## DATA PROVIDED
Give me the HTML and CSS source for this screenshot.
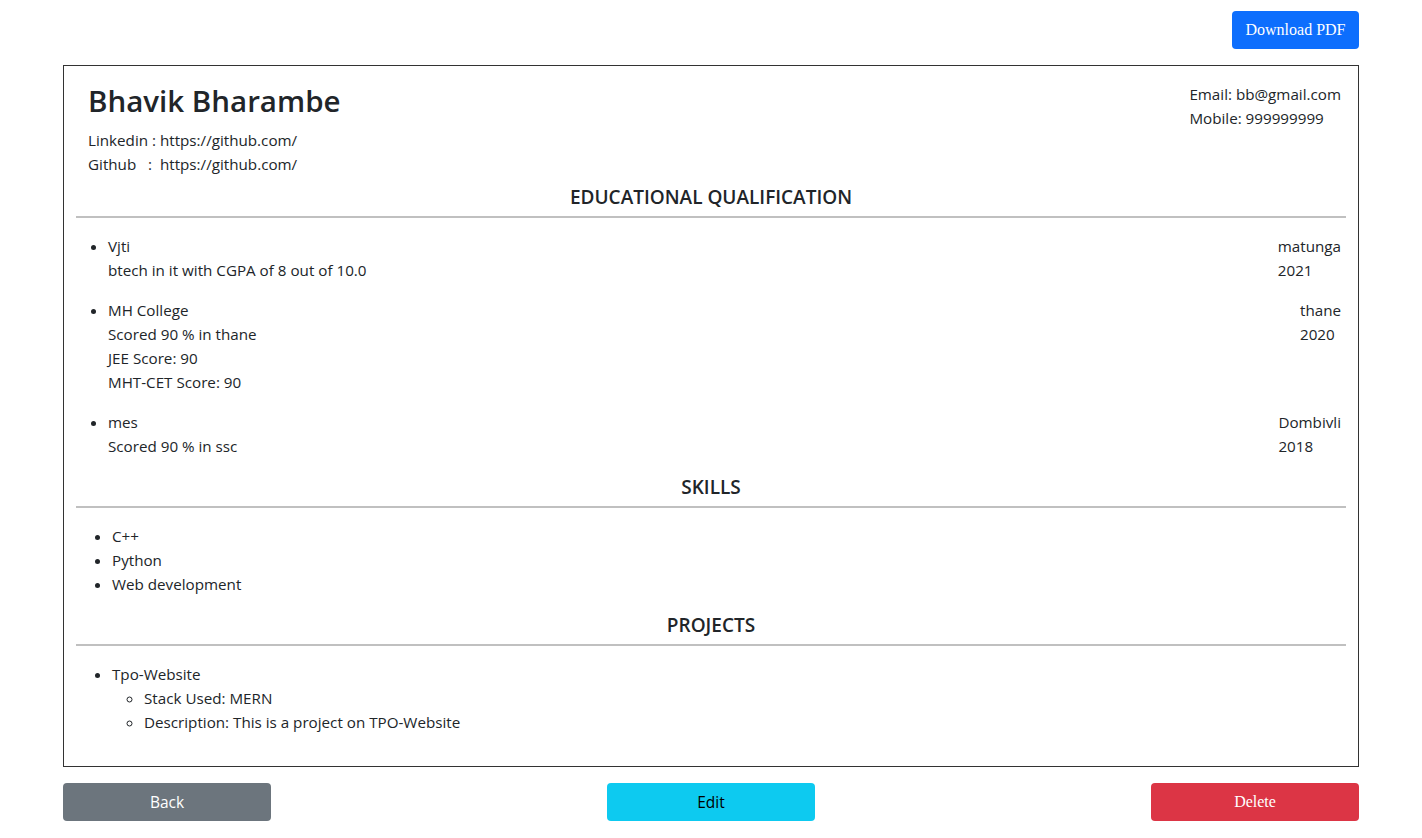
FILE: index.html
```html
<!DOCTYPE html>
<html lang="en">
<head>
<meta charset="utf-8">
<title>Resume</title>
<link rel="stylesheet" href="styles.css">
</head>
<body>
<div class="container">
  <div class="top-bar">
    <button class="btn btn-primary serif">Download PDF</button>
  </div>

  <div class="resume">
    <div class="header">
      <div class="header-left">
        <h1 class="name">Bhavik Bharambe</h1>
        <div class="line">Linkedin : https://github.com/</div>
        <div class="line">Github &nbsp;&nbsp;: &nbsp;https://github.com/</div>
      </div>
      <div class="header-right">
        <div class="line">Email: bb@gmail.com</div>
        <div class="line">Mobile: 999999999</div>
      </div>
    </div>

    <h2 class="section-title first">EDUCATIONAL QUALIFICATION</h2>
    <hr class="rule">
    <ul class="edu-list">
      <li class="edu-item">
        <div class="edu-left">
          <div>Vjti</div>
          <div>btech in it with CGPA of 8 out of 10.0</div>
        </div>
        <div class="edu-right">
          <div>matunga</div>
          <div>2021</div>
        </div>
      </li>
      <li class="edu-item">
        <div class="edu-left">
          <div>MH College</div>
          <div>Scored 90 % in thane</div>
          <div>JEE Score: 90</div>
          <div>MHT-CET Score: 90</div>
        </div>
        <div class="edu-right">
          <div>thane</div>
          <div>2020</div>
        </div>
      </li>
      <li class="edu-item">
        <div class="edu-left">
          <div>mes</div>
          <div>Scored 90 % in ssc</div>
        </div>
        <div class="edu-right">
          <div>Dombivli</div>
          <div>2018</div>
        </div>
      </li>
    </ul>

    <h2 class="section-title">SKILLS</h2>
    <hr class="rule">
    <ul class="plain-list">
      <li>C++</li>
      <li>Python</li>
      <li>Web development</li>
    </ul>

    <h2 class="section-title">PROJECTS</h2>
    <hr class="rule">
    <ul class="plain-list">
      <li>Tpo-Website
        <ul class="sub-list">
          <li>Stack Used: MERN</li>
          <li>Description: This is a project on TPO-Website</li>
        </ul>
      </li>
    </ul>
  </div>

  <div class="actions">
    <button class="btn btn-secondary">Back</button>
    <button class="btn btn-info">Edit</button>
    <button class="btn btn-danger serif">Delete</button>
  </div>
</div>
</body>
</html>
```

FILE: styles.css
```css
* { box-sizing: border-box; }

body {
  margin: 0;
  font-family: "Open Sans", "Noto Sans", sans-serif;
  font-size: 15.2px;
  line-height: 24px;
  color: #212529;
  background: #fff;
}

.container {
  width: 1296px;
  margin: 0 auto;
}

.top-bar {
  display: flex;
  justify-content: flex-end;
  padding-top: 11px;
  margin-bottom: 16px;
}

.btn {
  border: 1px solid transparent;
  border-radius: 4px;
  height: 38px;
  padding: 0 12px;
  font-family: "Open Sans", "Noto Sans", sans-serif;
  font-size: 15.5px;
  line-height: 24px;
  cursor: pointer;
}

.serif { font-family: "Liberation Serif", "Times New Roman", serif; font-size: 16px; }

.btn-primary { background: #0d6efd; color: #fff; width: 127px; }
.btn-secondary { background: #6c757d; color: #fff; width: 208px; }
.btn-info { background: #0dcaf0; color: #000; width: 208px; }
.btn-danger { background: #dc3545; color: #fff; width: 208px; }

.resume {
  border: 1px solid #333;
  padding: 16px 12px 16px;
}

.header {
  display: flex;
  justify-content: space-between;
  padding: 0 5px 0 12px;
}

.name {
  margin: 0 0 8px;
  font-size: 29.5px;
  line-height: 38px;
  font-weight: 600;
}

.line { white-space: pre-wrap; }

.section-title {
  margin: 0;
  padding-top: 1px;
  text-align: center;
  font-size: 19px;
  line-height: 24px;
  font-weight: 600;
}

.section-title.first { margin-top: 9px; padding-top: 0; }

.rule {
  border: 0;
  border-top: 2px solid #c0c0c0;
  margin: 7px 0 16px;
  height: 0;
}

.edu-list {
  margin: 0;
  padding: 0 5px 0 32px;
}

.edu-item {
  margin-bottom: 16px;
}

.edu-item > .edu-left { display: inline-block; vertical-align: top; }

.edu-item .edu-right {
  float: right;
}

.edu-item::after {
  content: "";
  display: block;
  clear: both;
}

.plain-list {
  margin: 0 0 16px;
  padding-left: 36px;
}

.sub-list {
  margin: 0;
  padding-left: 32px;
  list-style-type: circle;
}

.actions {
  display: flex;
  justify-content: space-between;
  margin-top: 16px;
}
```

## WRITTEN INSTRUCTION
Transcribe the material exactly, keeping every word and none of the pictures.

## THE ANSWER
Give me the HTML and CSS source for this screenshot.
FILE: index.html
```html
<!DOCTYPE html>
<html lang="en">
<head>
<meta charset="utf-8">
<title>Resume</title>
<link rel="stylesheet" href="styles.css">
</head>
<body>
<div class="container">
  <div class="top-bar">
    <button class="btn btn-primary serif">Download PDF</button>
  </div>

  <div class="resume">
    <div class="header">
      <div class="header-left">
        <h1 class="name">Bhavik Bharambe</h1>
        <div class="line">Linkedin : https://github.com/</div>
        <div class="line">Github &nbsp;&nbsp;: &nbsp;https://github.com/</div>
      </div>
      <div class="header-right">
        <div class="line">Email: bb@gmail.com</div>
        <div class="line">Mobile: 999999999</div>
      </div>
    </div>

    <h2 class="section-title first">EDUCATIONAL QUALIFICATION</h2>
    <hr class="rule">
    <ul class="edu-list">
      <li class="edu-item">
        <div class="edu-left">
          <div>Vjti</div>
          <div>btech in it with CGPA of 8 out of 10.0</div>
        </div>
        <div class="edu-right">
          <div>matunga</div>
          <div>2021</div>
        </div>
      </li>
      <li class="edu-item">
        <div class="edu-left">
          <div>MH College</div>
          <div>Scored 90 % in thane</div>
          <div>JEE Score: 90</div>
          <div>MHT-CET Score: 90</div>
        </div>
        <div class="edu-right">
          <div>thane</div>
          <div>2020</div>
        </div>
      </li>
      <li class="edu-item">
        <div class="edu-left">
          <div>mes</div>
          <div>Scored 90 % in ssc</div>
        </div>
        <div class="edu-right">
          <div>Dombivli</div>
          <div>2018</div>
        </div>
      </li>
    </ul>

    <h2 class="section-title">SKILLS</h2>
    <hr class="rule">
    <ul class="plain-list">
      <li>C++</li>
      <li>Python</li>
      <li>Web development</li>
    </ul>

    <h2 class="section-title">PROJECTS</h2>
    <hr class="rule">
    <ul class="plain-list">
      <li>Tpo-Website
        <ul class="sub-list">
          <li>Stack Used: MERN</li>
          <li>Description: This is a project on TPO-Website</li>
        </ul>
      </li>
    </ul>
  </div>

  <div class="actions">
    <button class="btn btn-secondary">Back</button>
    <button class="btn btn-info">Edit</button>
    <button class="btn btn-danger serif">Delete</button>
  </div>
</div>
</body>
</html>
```

FILE: styles.css
```css
* { box-sizing: border-box; }

body {
  margin: 0;
  font-family: "Open Sans", "Noto Sans", sans-serif;
  font-size: 15.2px;
  line-height: 24px;
  color: #212529;
  background: #fff;
}

.container {
  width: 1296px;
  margin: 0 auto;
}

.top-bar {
  display: flex;
  justify-content: flex-end;
  padding-top: 11px;
  margin-bottom: 16px;
}

.btn {
  border: 1px solid transparent;
  border-radius: 4px;
  height: 38px;
  padding: 0 12px;
  font-family: "Open Sans", "Noto Sans", sans-serif;
  font-size: 15.5px;
  line-height: 24px;
  cursor: pointer;
}

.serif { font-family: "Liberation Serif", "Times New Roman", serif; font-size: 16px; }

.btn-primary { background: #0d6efd; color: #fff; width: 127px; }
.btn-secondary { background: #6c757d; color: #fff; width: 208px; }
.btn-info { background: #0dcaf0; color: #000; width: 208px; }
.btn-danger { background: #dc3545; color: #fff; width: 208px; }

.resume {
  border: 1px solid #333;
  padding: 16px 12px 16px;
}

.header {
  display: flex;
  justify-content: space-between;
  padding: 0 5px 0 12px;
}

.name {
  margin: 0 0 8px;
  font-size: 29.5px;
  line-height: 38px;
  font-weight: 600;
}

.line { white-space: pre-wrap; }

.section-title {
  margin: 0;
  padding-top: 1px;
  text-align: center;
  font-size: 19px;
  line-height: 24px;
  font-weight: 600;
}

.section-title.first { margin-top: 9px; padding-top: 0; }

.rule {
  border: 0;
  border-top: 2px solid #c0c0c0;
  margin: 7px 0 16px;
  height: 0;
}

.edu-list {
  margin: 0;
  padding: 0 5px 0 32px;
}

.edu-item {
  margin-bottom: 16px;
}

.edu-item > .edu-left { display: inline-block; vertical-align: top; }

.edu-item .edu-right {
  float: right;
}

.edu-item::after {
  content: "";
  display: block;
  clear: both;
}

.plain-list {
  margin: 0 0 16px;
  padding-left: 36px;
}

.sub-list {
  margin: 0;
  padding-left: 32px;
  list-style-type: circle;
}

.actions {
  display: flex;
  justify-content: space-between;
  margin-top: 16px;
}
```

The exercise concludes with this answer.